● **EXERCISE INSTRUCTIONS**: Draw out every line with the word "screenshot" from the listing below.
═══ DATA TO PROCESS ═══
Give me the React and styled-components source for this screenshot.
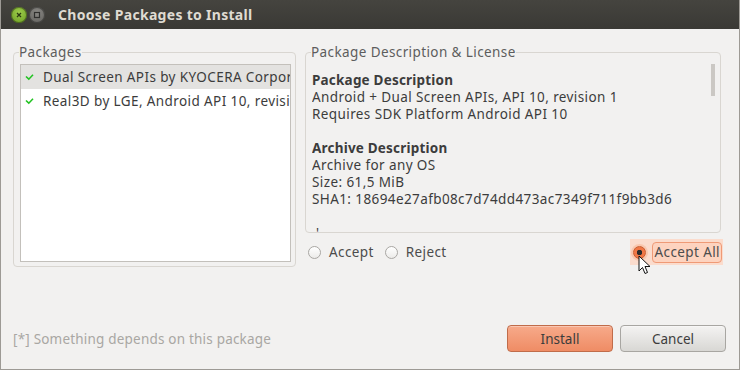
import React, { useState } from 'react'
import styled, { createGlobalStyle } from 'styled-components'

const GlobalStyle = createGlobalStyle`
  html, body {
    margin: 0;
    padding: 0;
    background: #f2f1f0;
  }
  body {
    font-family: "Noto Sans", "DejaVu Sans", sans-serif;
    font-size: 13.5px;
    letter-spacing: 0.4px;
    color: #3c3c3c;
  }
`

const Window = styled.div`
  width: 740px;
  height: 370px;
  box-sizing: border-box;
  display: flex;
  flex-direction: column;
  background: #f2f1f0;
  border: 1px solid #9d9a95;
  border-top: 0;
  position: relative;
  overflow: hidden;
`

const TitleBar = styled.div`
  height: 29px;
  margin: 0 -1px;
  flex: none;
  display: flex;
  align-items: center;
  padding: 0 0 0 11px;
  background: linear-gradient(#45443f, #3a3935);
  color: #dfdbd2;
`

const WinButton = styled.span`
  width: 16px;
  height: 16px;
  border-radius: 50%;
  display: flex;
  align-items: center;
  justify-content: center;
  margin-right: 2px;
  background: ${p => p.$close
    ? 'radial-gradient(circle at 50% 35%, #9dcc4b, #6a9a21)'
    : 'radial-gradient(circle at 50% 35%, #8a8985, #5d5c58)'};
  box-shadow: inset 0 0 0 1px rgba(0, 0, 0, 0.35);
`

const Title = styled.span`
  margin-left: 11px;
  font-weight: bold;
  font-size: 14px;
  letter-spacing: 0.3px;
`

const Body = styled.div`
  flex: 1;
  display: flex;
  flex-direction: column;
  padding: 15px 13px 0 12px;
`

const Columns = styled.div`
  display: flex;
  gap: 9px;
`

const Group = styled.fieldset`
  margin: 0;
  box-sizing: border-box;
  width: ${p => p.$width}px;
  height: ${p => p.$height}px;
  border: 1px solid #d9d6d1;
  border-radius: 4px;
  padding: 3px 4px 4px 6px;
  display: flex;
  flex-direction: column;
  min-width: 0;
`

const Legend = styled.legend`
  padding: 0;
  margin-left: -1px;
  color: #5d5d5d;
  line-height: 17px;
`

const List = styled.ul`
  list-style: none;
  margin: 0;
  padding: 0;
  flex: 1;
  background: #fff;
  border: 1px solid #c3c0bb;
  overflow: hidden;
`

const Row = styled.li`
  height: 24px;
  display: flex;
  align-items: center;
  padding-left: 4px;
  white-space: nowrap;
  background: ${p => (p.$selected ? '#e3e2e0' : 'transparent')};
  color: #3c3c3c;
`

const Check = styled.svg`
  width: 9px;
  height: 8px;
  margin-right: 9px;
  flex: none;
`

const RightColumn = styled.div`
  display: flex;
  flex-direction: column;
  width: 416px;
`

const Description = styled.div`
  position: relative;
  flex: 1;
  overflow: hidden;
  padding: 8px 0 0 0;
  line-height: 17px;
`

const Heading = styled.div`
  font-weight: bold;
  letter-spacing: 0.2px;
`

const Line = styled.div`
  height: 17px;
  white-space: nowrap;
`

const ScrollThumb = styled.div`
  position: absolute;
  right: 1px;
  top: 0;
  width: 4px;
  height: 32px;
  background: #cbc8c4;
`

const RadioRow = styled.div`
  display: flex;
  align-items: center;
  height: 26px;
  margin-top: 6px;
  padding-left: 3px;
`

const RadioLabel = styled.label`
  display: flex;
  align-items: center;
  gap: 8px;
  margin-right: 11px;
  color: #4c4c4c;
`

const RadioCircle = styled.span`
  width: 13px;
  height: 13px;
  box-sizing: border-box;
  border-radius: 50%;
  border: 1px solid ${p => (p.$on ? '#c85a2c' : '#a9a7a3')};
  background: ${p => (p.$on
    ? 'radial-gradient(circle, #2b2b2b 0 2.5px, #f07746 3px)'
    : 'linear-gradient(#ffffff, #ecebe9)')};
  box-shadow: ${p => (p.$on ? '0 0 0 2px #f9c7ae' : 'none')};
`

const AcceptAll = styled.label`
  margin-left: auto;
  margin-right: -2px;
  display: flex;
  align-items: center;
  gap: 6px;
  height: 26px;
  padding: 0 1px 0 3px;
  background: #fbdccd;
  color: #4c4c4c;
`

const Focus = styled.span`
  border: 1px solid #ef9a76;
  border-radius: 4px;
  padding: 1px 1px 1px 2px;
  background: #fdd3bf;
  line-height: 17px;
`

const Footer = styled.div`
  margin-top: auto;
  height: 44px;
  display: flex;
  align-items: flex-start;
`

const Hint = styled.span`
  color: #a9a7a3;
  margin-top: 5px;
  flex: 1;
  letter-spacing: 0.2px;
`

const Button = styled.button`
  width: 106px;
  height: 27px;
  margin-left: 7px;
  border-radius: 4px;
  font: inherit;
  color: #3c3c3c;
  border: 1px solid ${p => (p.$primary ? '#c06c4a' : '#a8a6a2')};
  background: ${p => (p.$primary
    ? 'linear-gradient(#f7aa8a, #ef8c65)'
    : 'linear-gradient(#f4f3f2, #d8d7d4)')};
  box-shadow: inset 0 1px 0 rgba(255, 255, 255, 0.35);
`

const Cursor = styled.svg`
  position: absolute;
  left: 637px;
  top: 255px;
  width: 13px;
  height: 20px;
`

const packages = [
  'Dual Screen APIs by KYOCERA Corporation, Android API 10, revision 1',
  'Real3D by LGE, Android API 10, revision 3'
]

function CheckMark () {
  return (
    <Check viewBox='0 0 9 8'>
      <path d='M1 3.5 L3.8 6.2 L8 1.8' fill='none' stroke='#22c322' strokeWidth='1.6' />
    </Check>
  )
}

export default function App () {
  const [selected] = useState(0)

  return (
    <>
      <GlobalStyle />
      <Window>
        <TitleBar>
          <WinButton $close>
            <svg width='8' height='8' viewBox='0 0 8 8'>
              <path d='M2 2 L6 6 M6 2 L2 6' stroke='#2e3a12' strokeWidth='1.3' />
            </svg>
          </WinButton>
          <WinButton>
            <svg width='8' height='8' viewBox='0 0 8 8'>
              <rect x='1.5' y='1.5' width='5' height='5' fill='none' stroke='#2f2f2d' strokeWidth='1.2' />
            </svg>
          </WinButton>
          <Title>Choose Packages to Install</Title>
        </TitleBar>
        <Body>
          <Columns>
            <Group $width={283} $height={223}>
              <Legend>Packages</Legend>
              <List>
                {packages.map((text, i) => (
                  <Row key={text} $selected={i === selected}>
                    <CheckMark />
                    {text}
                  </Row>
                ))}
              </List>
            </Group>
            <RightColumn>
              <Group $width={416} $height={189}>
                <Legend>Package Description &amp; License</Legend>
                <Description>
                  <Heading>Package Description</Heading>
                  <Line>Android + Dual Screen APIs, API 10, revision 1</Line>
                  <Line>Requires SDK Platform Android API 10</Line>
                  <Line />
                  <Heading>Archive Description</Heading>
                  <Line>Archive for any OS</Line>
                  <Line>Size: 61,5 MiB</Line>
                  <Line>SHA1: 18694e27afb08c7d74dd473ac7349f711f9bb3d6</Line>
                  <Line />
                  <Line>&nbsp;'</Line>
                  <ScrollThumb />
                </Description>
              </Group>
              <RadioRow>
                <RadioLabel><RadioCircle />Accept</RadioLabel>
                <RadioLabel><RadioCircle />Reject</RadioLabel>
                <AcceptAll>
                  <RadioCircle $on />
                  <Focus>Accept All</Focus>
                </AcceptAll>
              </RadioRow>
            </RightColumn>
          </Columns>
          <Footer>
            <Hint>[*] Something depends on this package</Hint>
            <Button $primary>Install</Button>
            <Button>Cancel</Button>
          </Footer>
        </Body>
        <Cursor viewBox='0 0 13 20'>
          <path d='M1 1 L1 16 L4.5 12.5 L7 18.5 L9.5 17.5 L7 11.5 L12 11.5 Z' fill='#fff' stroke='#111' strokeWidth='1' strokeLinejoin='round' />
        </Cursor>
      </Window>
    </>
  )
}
═══
═══ DATA TO PROCESS ═══
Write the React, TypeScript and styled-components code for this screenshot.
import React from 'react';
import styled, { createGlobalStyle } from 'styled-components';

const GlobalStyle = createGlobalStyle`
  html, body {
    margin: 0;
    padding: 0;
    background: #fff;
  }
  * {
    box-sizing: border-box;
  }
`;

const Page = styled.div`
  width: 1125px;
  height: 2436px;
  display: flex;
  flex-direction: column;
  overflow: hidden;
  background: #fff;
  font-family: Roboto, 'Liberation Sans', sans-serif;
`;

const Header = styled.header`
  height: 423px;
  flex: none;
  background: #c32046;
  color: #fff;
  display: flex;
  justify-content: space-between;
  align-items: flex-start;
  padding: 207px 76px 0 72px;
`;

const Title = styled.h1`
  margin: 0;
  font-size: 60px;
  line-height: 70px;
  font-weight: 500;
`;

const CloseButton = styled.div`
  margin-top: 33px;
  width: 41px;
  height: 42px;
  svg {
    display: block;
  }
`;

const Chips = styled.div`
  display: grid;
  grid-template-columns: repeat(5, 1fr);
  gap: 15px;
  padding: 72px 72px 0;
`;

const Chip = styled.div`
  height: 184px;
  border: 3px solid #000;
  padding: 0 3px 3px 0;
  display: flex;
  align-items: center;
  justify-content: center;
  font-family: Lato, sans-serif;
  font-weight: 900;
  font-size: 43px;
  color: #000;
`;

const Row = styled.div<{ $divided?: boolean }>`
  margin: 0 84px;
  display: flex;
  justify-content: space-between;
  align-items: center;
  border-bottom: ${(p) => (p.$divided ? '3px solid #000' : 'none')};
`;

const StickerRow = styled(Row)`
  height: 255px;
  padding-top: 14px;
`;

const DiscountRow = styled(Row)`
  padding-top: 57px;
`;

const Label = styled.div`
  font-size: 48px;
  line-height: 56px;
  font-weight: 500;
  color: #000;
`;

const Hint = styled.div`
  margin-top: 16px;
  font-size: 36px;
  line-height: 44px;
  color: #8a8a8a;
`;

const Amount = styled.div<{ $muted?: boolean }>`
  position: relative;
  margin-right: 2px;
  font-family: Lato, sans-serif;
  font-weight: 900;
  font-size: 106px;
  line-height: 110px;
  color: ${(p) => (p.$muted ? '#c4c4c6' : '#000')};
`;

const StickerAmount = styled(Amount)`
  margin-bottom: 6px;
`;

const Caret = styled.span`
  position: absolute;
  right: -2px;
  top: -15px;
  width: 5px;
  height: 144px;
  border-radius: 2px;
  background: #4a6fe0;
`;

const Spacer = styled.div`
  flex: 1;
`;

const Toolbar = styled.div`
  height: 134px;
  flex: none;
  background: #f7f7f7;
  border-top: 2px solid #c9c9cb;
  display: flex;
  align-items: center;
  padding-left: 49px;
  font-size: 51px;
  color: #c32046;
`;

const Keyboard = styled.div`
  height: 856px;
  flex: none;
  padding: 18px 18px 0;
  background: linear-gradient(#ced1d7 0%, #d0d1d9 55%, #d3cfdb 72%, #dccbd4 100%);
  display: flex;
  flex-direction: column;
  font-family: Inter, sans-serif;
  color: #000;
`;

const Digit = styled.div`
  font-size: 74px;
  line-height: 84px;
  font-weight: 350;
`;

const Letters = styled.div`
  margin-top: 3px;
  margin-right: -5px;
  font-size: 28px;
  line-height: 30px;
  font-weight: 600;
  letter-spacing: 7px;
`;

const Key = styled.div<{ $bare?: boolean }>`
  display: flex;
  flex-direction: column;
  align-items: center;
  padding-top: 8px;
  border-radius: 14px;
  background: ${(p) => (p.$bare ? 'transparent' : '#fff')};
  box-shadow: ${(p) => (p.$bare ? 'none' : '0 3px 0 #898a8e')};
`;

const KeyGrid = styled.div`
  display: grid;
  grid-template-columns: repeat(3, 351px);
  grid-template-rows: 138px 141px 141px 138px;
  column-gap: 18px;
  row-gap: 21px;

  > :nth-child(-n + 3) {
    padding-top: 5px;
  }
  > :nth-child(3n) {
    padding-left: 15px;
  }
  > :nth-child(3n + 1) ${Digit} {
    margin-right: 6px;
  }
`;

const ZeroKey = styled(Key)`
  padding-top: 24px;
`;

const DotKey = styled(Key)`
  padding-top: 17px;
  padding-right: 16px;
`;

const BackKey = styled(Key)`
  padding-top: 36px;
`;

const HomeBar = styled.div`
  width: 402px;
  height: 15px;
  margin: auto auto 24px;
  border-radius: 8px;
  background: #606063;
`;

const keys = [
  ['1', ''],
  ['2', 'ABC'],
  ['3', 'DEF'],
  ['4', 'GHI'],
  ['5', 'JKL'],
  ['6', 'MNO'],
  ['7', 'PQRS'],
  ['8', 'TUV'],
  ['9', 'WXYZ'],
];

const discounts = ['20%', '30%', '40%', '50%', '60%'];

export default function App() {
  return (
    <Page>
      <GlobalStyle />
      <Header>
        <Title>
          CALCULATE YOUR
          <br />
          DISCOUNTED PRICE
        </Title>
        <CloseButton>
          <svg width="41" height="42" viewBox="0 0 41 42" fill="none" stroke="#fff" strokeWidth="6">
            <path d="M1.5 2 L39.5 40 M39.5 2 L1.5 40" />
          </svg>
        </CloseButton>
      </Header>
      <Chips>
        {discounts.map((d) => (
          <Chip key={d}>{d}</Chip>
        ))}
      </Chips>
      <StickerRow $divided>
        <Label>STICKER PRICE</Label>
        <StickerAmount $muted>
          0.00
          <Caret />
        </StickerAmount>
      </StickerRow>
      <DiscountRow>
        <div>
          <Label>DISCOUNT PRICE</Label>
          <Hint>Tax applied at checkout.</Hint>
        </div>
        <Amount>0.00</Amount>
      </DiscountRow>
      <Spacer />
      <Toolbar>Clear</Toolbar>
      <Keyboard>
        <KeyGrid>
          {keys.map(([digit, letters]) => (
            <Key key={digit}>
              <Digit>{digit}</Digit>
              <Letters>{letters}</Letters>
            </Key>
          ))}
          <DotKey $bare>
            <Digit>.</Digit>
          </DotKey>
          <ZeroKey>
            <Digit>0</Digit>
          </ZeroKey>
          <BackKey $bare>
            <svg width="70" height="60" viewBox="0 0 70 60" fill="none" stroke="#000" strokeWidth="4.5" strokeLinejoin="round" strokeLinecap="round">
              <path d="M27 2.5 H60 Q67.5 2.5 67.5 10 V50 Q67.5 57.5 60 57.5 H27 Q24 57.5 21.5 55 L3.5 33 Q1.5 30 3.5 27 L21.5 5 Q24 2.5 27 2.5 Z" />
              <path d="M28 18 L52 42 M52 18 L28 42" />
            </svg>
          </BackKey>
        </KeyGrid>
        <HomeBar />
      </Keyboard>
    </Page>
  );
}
═══
● **RESULT**:
Give me the React and styled-components source for this screenshot.
Write the React, TypeScript and styled-components code for this screenshot.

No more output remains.